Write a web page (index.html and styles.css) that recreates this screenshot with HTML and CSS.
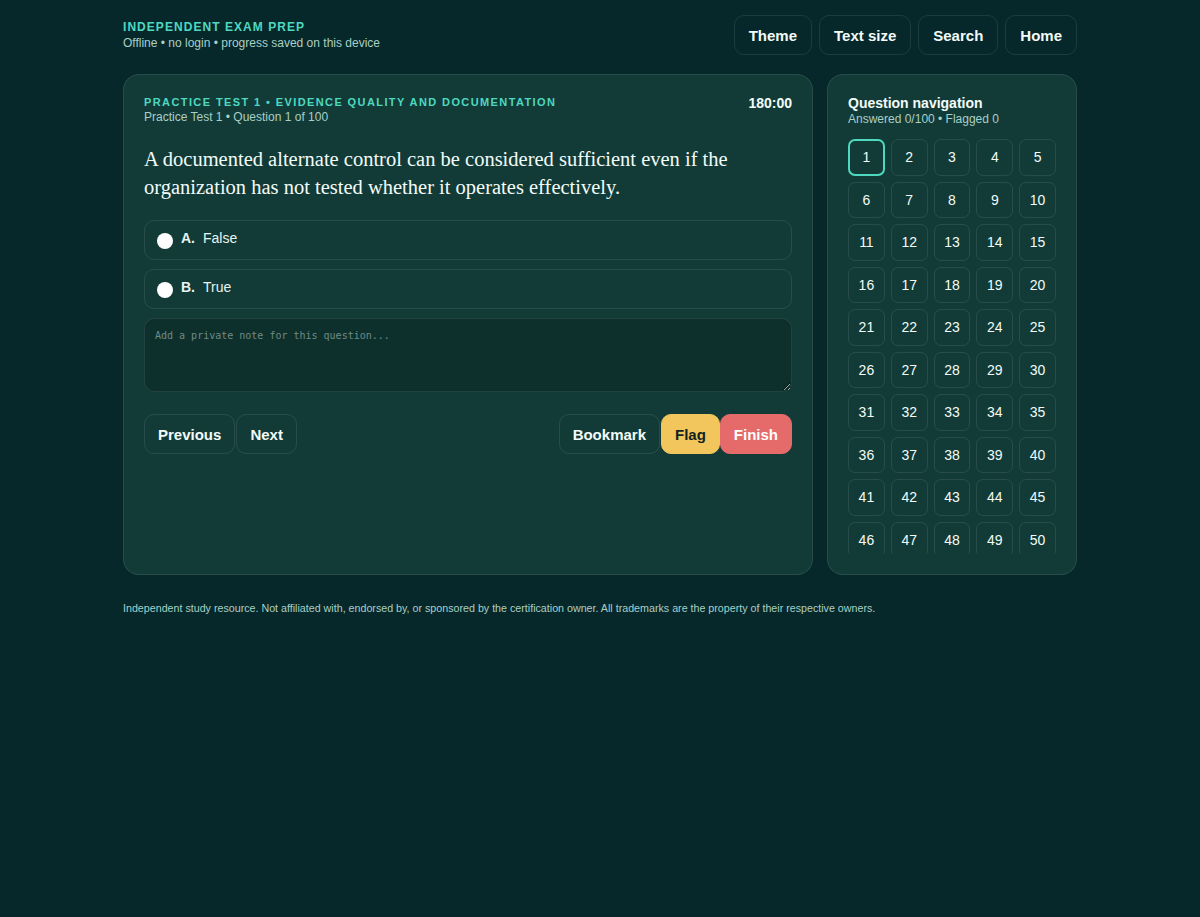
FILE: index.html
```html
<!DOCTYPE html>
<html lang="en">
<head>
  <meta charset="UTF-8">
  <title>Independent Exam Prep</title>
  <link rel="stylesheet" href="styles.css">
</head>
<body>
  <div class="wrap">
    <header class="top">
      <div class="brand">
        <div class="brand-title">Independent Exam Prep</div>
        <div class="brand-sub">Offline • no login • progress saved on this device</div>
      </div>
      <nav class="top-actions">
        <button class="btn">Theme</button>
        <button class="btn">Text size</button>
        <button class="btn">Search</button>
        <button class="btn">Home</button>
      </nav>
    </header>

    <main class="layout">
      <section class="panel quiz">
        <div class="quiz-head">
          <div>
            <div class="kicker">Practice Test 1 • Evidence Quality and Documentation</div>
            <div class="meta">Practice Test 1 • Question 1 of 100</div>
          </div>
          <div class="timer">180:00</div>
        </div>

        <h1 class="question">A documented alternate control can be considered sufficient even if the organization has not tested whether it operates effectively.</h1>

        <label class="option">
          <input type="radio" name="answer">
          <span class="letter">A.</span>
          <span>False</span>
        </label>
        <label class="option">
          <input type="radio" name="answer">
          <span class="letter">B.</span>
          <span>True</span>
        </label>

        <textarea class="note" placeholder="Add a private note for this question..."></textarea>

        <div class="controls">
          <div class="group">
            <button class="btn">Previous</button>
            <button class="btn">Next</button>
          </div>
          <div class="group">
            <button class="btn">Bookmark</button>
            <button class="btn flag">Flag</button>
            <button class="btn finish">Finish</button>
          </div>
        </div>
      </section>

      <aside class="panel sidenav">
        <div class="side-title">Question navigation</div>
        <div class="meta">Answered 0/100 • Flagged 0</div>
        <div class="qgrid" id="qgrid"></div>
      </aside>
    </main>

    <footer class="foot">Independent study resource. Not affiliated with, endorsed by, or sponsored by the certification owner. All trademarks are the property of their respective owners.</footer>
  </div>

  <script>
    (function() {
      var grid = document.getElementById('qgrid');
      for (var i = 1; i <= 100; i++) {
        var cell = document.createElement('button');
        cell.className = 'qcell' + (i === 1 ? ' current' : '');
        cell.textContent = i;
        grid.appendChild(cell);
      }
    })();
  </script>
</body>
</html>
```

FILE: styles.css
```css
* {
  box-sizing: border-box;
  margin: 0;
  padding: 0;
}
body {
  background: #06282a;
  color: #e8f4f1;
  font-family: "Liberation Sans", Arial, sans-serif;
  font-size: 14px;
}
.wrap {
  width: 954px;
  margin: 0 auto;
  padding-top: 15px;
}
.top {
  display: flex;
  justify-content: space-between;
  align-items: flex-start;
  margin-bottom: 19px;
}
.brand {
  padding-top: 5px;
}
.brand-title {
  color: #4fd8c0;
  font-size: 12px;
  font-weight: 700;
  letter-spacing: 1.05px;
  text-transform: uppercase;
  line-height: 14px;
}
.brand-sub {
  color: #a9cfc6;
  font-size: 12px;
  line-height: 16px;
  margin-top: 1px;
}
.top-actions {
  display: flex;
  gap: 7px;
}
.btn {
  height: 40px;
  padding: 0 13px;
  border: 1px solid rgba(255, 255, 255, 0.09);
  border-radius: 10px;
  background: transparent;
  color: #f3fbf9;
  font-family: inherit;
  font-size: 15px;
  font-weight: 700;
}
.top-actions .btn {
  padding: 0 14px;
}
.layout {
  display: grid;
  grid-template-columns: 690px 250px;
  gap: 14px;
}
.panel {
  height: 501px;
  background: #123b37;
  border: 1px solid rgba(255, 255, 255, 0.09);
  border-radius: 16px;
  padding: 20px;
}
.quiz-head {
  display: flex;
  justify-content: space-between;
  align-items: flex-start;
}
.kicker {
  color: #4fd8c0;
  font-size: 11px;
  font-weight: 700;
  letter-spacing: 1.4px;
  text-transform: uppercase;
  line-height: 14px;
}
.meta {
  color: #a9cfc6;
  font-size: 12px;
  line-height: 16px;
}
.timer {
  font-size: 14px;
  font-weight: 700;
  color: #f3fbf9;
}
.question {
  font-family: "Liberation Serif", "Times New Roman", serif;
  font-weight: 400;
  font-size: 20.5px;
  line-height: 28px;
  color: #f3fbf9;
  margin: 20px 0 19px;
}
.option {
  display: flex;
  align-items: center;
  gap: 8px;
  height: 40px;
  padding: 0 12px;
  margin-bottom: 9px;
  border: 1px solid rgba(255, 255, 255, 0.09);
  border-radius: 10px;
  font-size: 14px;
  line-height: 16px;
}
.option span {
  margin-top: -5px;
}
.option input {
  appearance: none;
  width: 16px;
  height: 16px;
  border-radius: 50%;
  background: #fff;
  margin-top: 2px;
}
.option .letter {
  font-weight: 700;
}
.note {
  display: block;
  width: 100%;
  height: 74px;
  margin-top: 3px;
  padding: 11px 10px 10px;
  background: #0e302d;
  border: 1px solid rgba(255, 255, 255, 0.09);
  border-radius: 10px;
  color: #e8f4f1;
  font-family: "DejaVu Sans Mono", monospace;
  font-size: 10px;
  resize: vertical;
}
.note::placeholder {
  color: #6e8a85;
}
.controls {
  display: flex;
  justify-content: space-between;
  margin-top: 22px;
}
.group {
  display: flex;
  gap: 1px;
}
.group .btn.flag {
  background: #f2c65c;
  border-color: #f2c65c;
  color: #10231f;
}
.group .btn.finish {
  background: #e56a6a;
  border-color: #e56a6a;
  color: #fff;
  margin-left: -1px;
}
.sidenav {
  display: flex;
  flex-direction: column;
}
.side-title {
  font-size: 14px;
  font-weight: 700;
  color: #f3fbf9;
  line-height: 16px;
}
.qgrid {
  flex: 1;
  min-height: 0;
  overflow-y: auto;
  scrollbar-width: none;
  display: grid;
  grid-template-columns: repeat(5, 1fr);
  grid-auto-rows: 36.5px;
  gap: 6px;
  margin-top: 12px;
}
.qcell {
  background: transparent;
  border: 1px solid rgba(255, 255, 255, 0.09);
  border-radius: 7px;
  color: #f3fbf9;
  font-family: inherit;
  font-size: 14px;
}
.qcell.current {
  border: 2px solid #4fd8c0;
}
.foot {
  margin-top: 27px;
  font-size: 10.7px;
  color: #a9cfc6;
}
```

• Work to complete: Reproduce every line above as written, skipping pictures.

• Exercise result:
Write a web page (index.html and styles.css) that recreates this screenshot with HTML and CSS.
FILE: index.html
```html
<!DOCTYPE html>
<html lang="en">
<head>
  <meta charset="UTF-8">
  <title>Independent Exam Prep</title>
  <link rel="stylesheet" href="styles.css">
</head>
<body>
  <div class="wrap">
    <header class="top">
      <div class="brand">
        <div class="brand-title">Independent Exam Prep</div>
        <div class="brand-sub">Offline • no login • progress saved on this device</div>
      </div>
      <nav class="top-actions">
        <button class="btn">Theme</button>
        <button class="btn">Text size</button>
        <button class="btn">Search</button>
        <button class="btn">Home</button>
      </nav>
    </header>

    <main class="layout">
      <section class="panel quiz">
        <div class="quiz-head">
          <div>
            <div class="kicker">Practice Test 1 • Evidence Quality and Documentation</div>
            <div class="meta">Practice Test 1 • Question 1 of 100</div>
          </div>
          <div class="timer">180:00</div>
        </div>

        <h1 class="question">A documented alternate control can be considered sufficient even if the organization has not tested whether it operates effectively.</h1>

        <label class="option">
          <input type="radio" name="answer">
          <span class="letter">A.</span>
          <span>False</span>
        </label>
        <label class="option">
          <input type="radio" name="answer">
          <span class="letter">B.</span>
          <span>True</span>
        </label>

        <textarea class="note" placeholder="Add a private note for this question..."></textarea>

        <div class="controls">
          <div class="group">
            <button class="btn">Previous</button>
            <button class="btn">Next</button>
          </div>
          <div class="group">
            <button class="btn">Bookmark</button>
            <button class="btn flag">Flag</button>
            <button class="btn finish">Finish</button>
          </div>
        </div>
      </section>

      <aside class="panel sidenav">
        <div class="side-title">Question navigation</div>
        <div class="meta">Answered 0/100 • Flagged 0</div>
        <div class="qgrid" id="qgrid"></div>
      </aside>
    </main>

    <footer class="foot">Independent study resource. Not affiliated with, endorsed by, or sponsored by the certification owner. All trademarks are the property of their respective owners.</footer>
  </div>

  <script>
    (function() {
      var grid = document.getElementById('qgrid');
      for (var i = 1; i <= 100; i++) {
        var cell = document.createElement('button');
        cell.className = 'qcell' + (i === 1 ? ' current' : '');
        cell.textContent = i;
        grid.appendChild(cell);
      }
    })();
  </script>
</body>
</html>
```

FILE: styles.css
```css
* {
  box-sizing: border-box;
  margin: 0;
  padding: 0;
}
body {
  background: #06282a;
  color: #e8f4f1;
  font-family: "Liberation Sans", Arial, sans-serif;
  font-size: 14px;
}
.wrap {
  width: 954px;
  margin: 0 auto;
  padding-top: 15px;
}
.top {
  display: flex;
  justify-content: space-between;
  align-items: flex-start;
  margin-bottom: 19px;
}
.brand {
  padding-top: 5px;
}
.brand-title {
  color: #4fd8c0;
  font-size: 12px;
  font-weight: 700;
  letter-spacing: 1.05px;
  text-transform: uppercase;
  line-height: 14px;
}
.brand-sub {
  color: #a9cfc6;
  font-size: 12px;
  line-height: 16px;
  margin-top: 1px;
}
.top-actions {
  display: flex;
  gap: 7px;
}
.btn {
  height: 40px;
  padding: 0 13px;
  border: 1px solid rgba(255, 255, 255, 0.09);
  border-radius: 10px;
  background: transparent;
  color: #f3fbf9;
  font-family: inherit;
  font-size: 15px;
  font-weight: 700;
}
.top-actions .btn {
  padding: 0 14px;
}
.layout {
  display: grid;
  grid-template-columns: 690px 250px;
  gap: 14px;
}
.panel {
  height: 501px;
  background: #123b37;
  border: 1px solid rgba(255, 255, 255, 0.09);
  border-radius: 16px;
  padding: 20px;
}
.quiz-head {
  display: flex;
  justify-content: space-between;
  align-items: flex-start;
}
.kicker {
  color: #4fd8c0;
  font-size: 11px;
  font-weight: 700;
  letter-spacing: 1.4px;
  text-transform: uppercase;
  line-height: 14px;
}
.meta {
  color: #a9cfc6;
  font-size: 12px;
  line-height: 16px;
}
.timer {
  font-size: 14px;
  font-weight: 700;
  color: #f3fbf9;
}
.question {
  font-family: "Liberation Serif", "Times New Roman", serif;
  font-weight: 400;
  font-size: 20.5px;
  line-height: 28px;
  color: #f3fbf9;
  margin: 20px 0 19px;
}
.option {
  display: flex;
  align-items: center;
  gap: 8px;
  height: 40px;
  padding: 0 12px;
  margin-bottom: 9px;
  border: 1px solid rgba(255, 255, 255, 0.09);
  border-radius: 10px;
  font-size: 14px;
  line-height: 16px;
}
.option span {
  margin-top: -5px;
}
.option input {
  appearance: none;
  width: 16px;
  height: 16px;
  border-radius: 50%;
  background: #fff;
  margin-top: 2px;
}
.option .letter {
  font-weight: 700;
}
.note {
  display: block;
  width: 100%;
  height: 74px;
  margin-top: 3px;
  padding: 11px 10px 10px;
  background: #0e302d;
  border: 1px solid rgba(255, 255, 255, 0.09);
  border-radius: 10px;
  color: #e8f4f1;
  font-family: "DejaVu Sans Mono", monospace;
  font-size: 10px;
  resize: vertical;
}
.note::placeholder {
  color: #6e8a85;
}
.controls {
  display: flex;
  justify-content: space-between;
  margin-top: 22px;
}
.group {
  display: flex;
  gap: 1px;
}
.group .btn.flag {
  background: #f2c65c;
  border-color: #f2c65c;
  color: #10231f;
}
.group .btn.finish {
  background: #e56a6a;
  border-color: #e56a6a;
  color: #fff;
  margin-left: -1px;
}
.sidenav {
  display: flex;
  flex-direction: column;
}
.side-title {
  font-size: 14px;
  font-weight: 700;
  color: #f3fbf9;
  line-height: 16px;
}
.qgrid {
  flex: 1;
  min-height: 0;
  overflow-y: auto;
  scrollbar-width: none;
  display: grid;
  grid-template-columns: repeat(5, 1fr);
  grid-auto-rows: 36.5px;
  gap: 6px;
  margin-top: 12px;
}
.qcell {
  background: transparent;
  border: 1px solid rgba(255, 255, 255, 0.09);
  border-radius: 7px;
  color: #f3fbf9;
  font-family: inherit;
  font-size: 14px;
}
.qcell.current {
  border: 2px solid #4fd8c0;
}
.foot {
  margin-top: 27px;
  font-size: 10.7px;
  color: #a9cfc6;
}
```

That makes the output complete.